BG: You post on social media a lot about your nieces and have a passion for education. Do you think education is the solution?

LH: I think education is so important. I'm a childhood educator- my mom and grandparents were teachers and grades were a big deal when I was little. I was lucky to go to Boston University since a big question in my community growing up was "where are you going to college?" I am a total advocate for children learning. Period. Without education, we're lost as a society. I am also a huge proponent of music and art education for children- they're just as important as everything else- they make children smarter and better human beings. It's proven that music education improves kids' cognitive skills, which is why I'm constantly advocating for kids to have access to a well-rounded education.

BG: That's right. When I was in Watts, I was thinking a lot about the word "gap" and what kids learn in lower income areas compared to kids in middle and upper income areas. What's your experience in dealing with the learning "gap"?

LH: I really like to talk to and listen to little people, because sometimes, it's up to us adults to try and fill the gaps. And I learn a lot when I listen to them. There's greatness on the inside of all of us, and it's up to us adults to bring that out however we can, with whatever tools and abilities we have. That's the most important thing.

BG: The Grammys are coming up! What are your thoughts, hopes, aspirations? Will this be your third consecutive year taking home a trophy?

LH: My first two awards in 2014 and 2015 were the first time in history anyone won back to back. I'm excited, I just got a little stomach ache right now thinking about it. If I don't win, I still have a chance to make history because if I win again, I go into a category with Bey and Aretha and it's an honor to be in their company. I'm excited just to be a part of the process. As a NARAS member, I vote for the Grammy winners and I like being active in the community. I think it's really important to just be involved.
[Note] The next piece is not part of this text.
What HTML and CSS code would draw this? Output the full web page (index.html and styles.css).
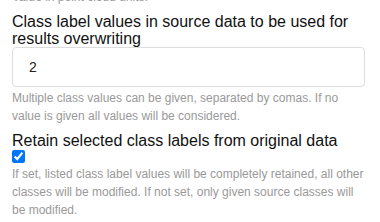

BG: What's the significance of you recording your latest album which is your first live recording in the same spot that your father sang and recorded so many of his greatest hits...at the Troubadour?
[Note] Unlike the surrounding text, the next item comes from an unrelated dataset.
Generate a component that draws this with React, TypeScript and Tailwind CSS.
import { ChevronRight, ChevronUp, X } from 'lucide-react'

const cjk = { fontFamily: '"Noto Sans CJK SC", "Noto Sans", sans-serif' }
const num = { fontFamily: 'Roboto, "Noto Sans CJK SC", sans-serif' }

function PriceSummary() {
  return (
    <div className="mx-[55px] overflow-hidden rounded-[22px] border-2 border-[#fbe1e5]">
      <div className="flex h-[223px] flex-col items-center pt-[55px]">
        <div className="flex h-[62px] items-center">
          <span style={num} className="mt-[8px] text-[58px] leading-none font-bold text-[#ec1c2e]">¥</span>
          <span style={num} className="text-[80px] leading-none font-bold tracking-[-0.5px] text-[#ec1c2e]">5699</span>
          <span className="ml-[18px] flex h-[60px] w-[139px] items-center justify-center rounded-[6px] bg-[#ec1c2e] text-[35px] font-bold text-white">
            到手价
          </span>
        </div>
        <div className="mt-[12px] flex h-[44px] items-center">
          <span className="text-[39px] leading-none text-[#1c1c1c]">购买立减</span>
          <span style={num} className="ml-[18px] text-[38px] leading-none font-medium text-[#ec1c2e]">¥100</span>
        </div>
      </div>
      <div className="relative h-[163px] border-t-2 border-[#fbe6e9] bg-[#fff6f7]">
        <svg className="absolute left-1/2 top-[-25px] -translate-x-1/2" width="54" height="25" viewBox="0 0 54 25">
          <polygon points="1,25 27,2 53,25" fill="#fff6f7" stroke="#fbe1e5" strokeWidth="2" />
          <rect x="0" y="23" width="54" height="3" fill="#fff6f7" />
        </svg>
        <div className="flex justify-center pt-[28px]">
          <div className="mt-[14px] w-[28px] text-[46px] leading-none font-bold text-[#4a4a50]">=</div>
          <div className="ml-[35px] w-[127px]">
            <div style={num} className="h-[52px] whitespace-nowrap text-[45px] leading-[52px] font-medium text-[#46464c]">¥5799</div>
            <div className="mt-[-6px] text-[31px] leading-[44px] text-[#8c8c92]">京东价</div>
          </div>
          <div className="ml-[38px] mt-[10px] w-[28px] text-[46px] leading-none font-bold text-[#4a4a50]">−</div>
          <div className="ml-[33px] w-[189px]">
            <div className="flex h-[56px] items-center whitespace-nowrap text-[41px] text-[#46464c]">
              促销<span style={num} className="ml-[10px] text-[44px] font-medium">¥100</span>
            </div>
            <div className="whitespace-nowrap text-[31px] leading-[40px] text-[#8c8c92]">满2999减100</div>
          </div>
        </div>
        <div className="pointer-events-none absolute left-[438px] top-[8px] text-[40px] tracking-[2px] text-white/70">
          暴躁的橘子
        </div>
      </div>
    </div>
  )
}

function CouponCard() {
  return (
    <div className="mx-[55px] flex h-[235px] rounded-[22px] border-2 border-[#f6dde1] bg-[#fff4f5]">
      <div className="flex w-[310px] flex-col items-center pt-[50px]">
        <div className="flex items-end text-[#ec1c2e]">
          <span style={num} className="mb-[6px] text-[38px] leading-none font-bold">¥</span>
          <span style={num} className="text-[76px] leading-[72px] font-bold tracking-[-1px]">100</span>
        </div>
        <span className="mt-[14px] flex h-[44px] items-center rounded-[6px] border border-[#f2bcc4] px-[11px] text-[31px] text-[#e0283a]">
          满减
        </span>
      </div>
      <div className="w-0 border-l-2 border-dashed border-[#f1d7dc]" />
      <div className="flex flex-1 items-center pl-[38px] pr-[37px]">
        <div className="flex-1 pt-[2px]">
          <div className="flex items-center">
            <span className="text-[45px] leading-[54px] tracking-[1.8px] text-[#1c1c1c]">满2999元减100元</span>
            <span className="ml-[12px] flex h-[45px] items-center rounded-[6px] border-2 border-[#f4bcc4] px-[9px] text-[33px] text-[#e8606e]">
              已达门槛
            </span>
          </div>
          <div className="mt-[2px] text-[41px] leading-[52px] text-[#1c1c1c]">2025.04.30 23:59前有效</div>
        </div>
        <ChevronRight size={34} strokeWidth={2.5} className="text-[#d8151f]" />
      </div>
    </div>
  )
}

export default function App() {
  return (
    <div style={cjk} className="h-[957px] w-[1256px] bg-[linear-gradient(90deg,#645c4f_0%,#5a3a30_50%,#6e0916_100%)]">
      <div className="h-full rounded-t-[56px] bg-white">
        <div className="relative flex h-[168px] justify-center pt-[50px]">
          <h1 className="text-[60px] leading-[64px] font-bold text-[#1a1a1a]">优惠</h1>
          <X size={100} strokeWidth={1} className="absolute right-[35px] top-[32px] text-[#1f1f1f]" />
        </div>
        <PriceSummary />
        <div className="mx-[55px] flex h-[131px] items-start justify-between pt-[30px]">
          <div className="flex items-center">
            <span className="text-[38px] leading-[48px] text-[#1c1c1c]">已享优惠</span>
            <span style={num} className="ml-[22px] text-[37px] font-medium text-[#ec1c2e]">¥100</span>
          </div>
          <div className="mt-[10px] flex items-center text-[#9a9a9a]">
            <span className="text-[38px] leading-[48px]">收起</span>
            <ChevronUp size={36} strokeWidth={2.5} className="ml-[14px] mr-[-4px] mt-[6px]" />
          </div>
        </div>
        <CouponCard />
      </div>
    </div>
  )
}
LH: "Donny Hathaway Live" was my favorite recording of my father and it was recorded partly in that room and on that stage that I recorded my live album. It's an amazing room just to begin with and the fact that I had the opportunity to go there and play a live show, much less record my live album was amazing. Every few minutes it would cross my mind that "daddy was right there," such a surreal and full circle feeling. Just wonderful. I was honored and would love to play there again and hope to do another live record. And, to make that live recording in that room after so many hundreds of hours I spent listening to my Dad's record as a kid and thinking to myself, "what does it look like in that room?" "What did the dust look like filtering through the light?" "What were the ladies wearing?" All of those visuals were cycling through my head.

BG: Any plans to head out on the road any time soon?
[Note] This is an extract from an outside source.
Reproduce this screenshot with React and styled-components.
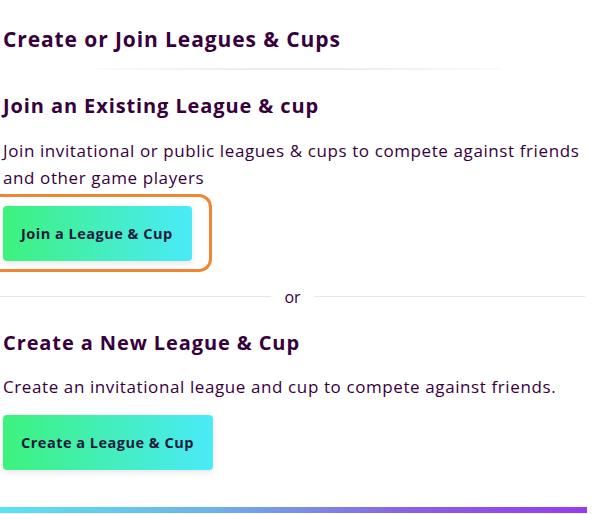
import React from "react"
import styled, { createGlobalStyle } from "styled-components"

const GlobalStyle = createGlobalStyle`
  html, body {
    margin: 0;
    padding: 0;
    background: #ffffff;
  }
  body {
    font-family: "Open Sans", "Noto Sans", sans-serif;
    color: #37003c;
  }
`

const Page = styled.div`
  width: 592px;
  height: 514px;
  overflow: hidden;
  display: flex;
  flex-direction: column;
`

const Content = styled.div`
  padding: 25px 7px 0 3px;
  display: flex;
  flex-direction: column;
`

const Title = styled.h2`
  margin: 0;
  font-size: 21px;
  line-height: 28px;
  font-weight: 700;
  letter-spacing: 0.9px;
  color: #37003c;
`

const TitleRule = styled.div`
  height: 2px;
  margin: 15px 0 0 92px;
  width: 405px;
  background: linear-gradient(
    to right,
    rgba(235, 232, 238, 0.2),
    #ecebef 40%,
    #ecebef 60%,
    rgba(235, 232, 238, 0.2)
  );
`

const Heading = styled.h3`
  margin: ${({ $top }) => $top}px 0 0;
  font-size: 20px;
  line-height: 26px;
  font-weight: 700;
  letter-spacing: 0.9px;
  color: #37003c;
`

const Text = styled.p`
  margin: ${({ $top }) => $top}px 0 0;
  font-size: 17px;
  line-height: 27px;
  font-weight: 400;
  letter-spacing: 0.6px;
  color: #37003c;
`

const ButtonWrap = styled.div`
  position: relative;
  align-self: flex-start;
  margin-top: 14.5px;

  ${({ $highlight }) =>
    $highlight &&
    `
    &::after {
      content: "";
      position: absolute;
      left: -24px;
      top: -12px;
      right: -20px;
      bottom: -11px;
      border: 3px solid #f08533;
      border-radius: 13px;
      pointer-events: none;
    }
  `}
`

const Button = styled.button`
  display: flex;
  align-items: center;
  justify-content: center;
  height: 55px;
  padding: 0 19px 0 18px;
  border: none;
  border-radius: 4px;
  background: linear-gradient(to right, #3df27c, #4aeaf9);
  box-shadow: 0 2px 6px rgba(55, 0, 60, 0.12);
  font-family: "Open Sans", "Noto Sans", sans-serif;
  font-size: 14.5px;
  font-weight: 700;
  letter-spacing: 0.5px;
  color: #1e1b3d;
  cursor: pointer;
`

const OrRow = styled.div`
  display: flex;
  align-items: center;
  gap: 13px;
  height: 20px;
  margin: 26px 0 0 -3px;
  width: 585px;
`

const OrLine = styled.div`
  flex: 1;
  height: 1px;
  background: #e9e7ec;
`

const OrText = styled.span`
  font-size: 16px;
  line-height: 20px;
  color: #37003c;
`

const BottomBar = styled.div`
  margin-top: 37px;
  width: 587px;
  height: 6px;
  background: linear-gradient(to right, #5ae4f2, #6cb4ea 35%, #8a60e2 70%, #963cef);
`

export default function App() {
  return (
    <Page>
      <GlobalStyle />
      <Content>
        <Title>Create or Join Leagues &amp; Cups</Title>
        <TitleRule />

        <Heading $top={23}>Join an Existing League &amp; cup</Heading>
        <Text $top={18}>
          Join invitational or public leagues &amp; cups to compete against friends
          and other game players
        </Text>
        <ButtonWrap $highlight>
          <Button>Join a League &amp; Cup</Button>
        </ButtonWrap>

        <OrRow>
          <OrLine />
          <OrText>or</OrText>
          <OrLine />
        </OrRow>

        <Heading $top={23}>Create a New League &amp; Cup</Heading>
        <Text $top={17.5}>
          Create an invitational league and cup to compete against friends.
        </Text>
        <ButtonWrap>
          <Button>Create a League &amp; Cup</Button>
        </ButtonWrap>
      </Content>
      <BottomBar />
    </Page>
  )
}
LH: I have some show dates coming up in March. I'm going to chill out after the Grammys for a bit then I'll be on the road, actually heading near year in Maryland.

BG: What words of hope or optimism would you give to families dealing with various challenges? What do you hope they take away from "Little Ghetto Boy"?

LH: That's a hard question to answer, since I don't have children myself. I do, as you mentioned, spend a lot of time with my nieces, so for me, it's about spending time with them and being present with the little people in my life. Whether it's reading, listening to music, even playing video games or teaching them how to crochet or bake cookies - it's all a teaching moment. That's what it's all about- your presence and being there for kids, that can give you and the little ones hope and optimism.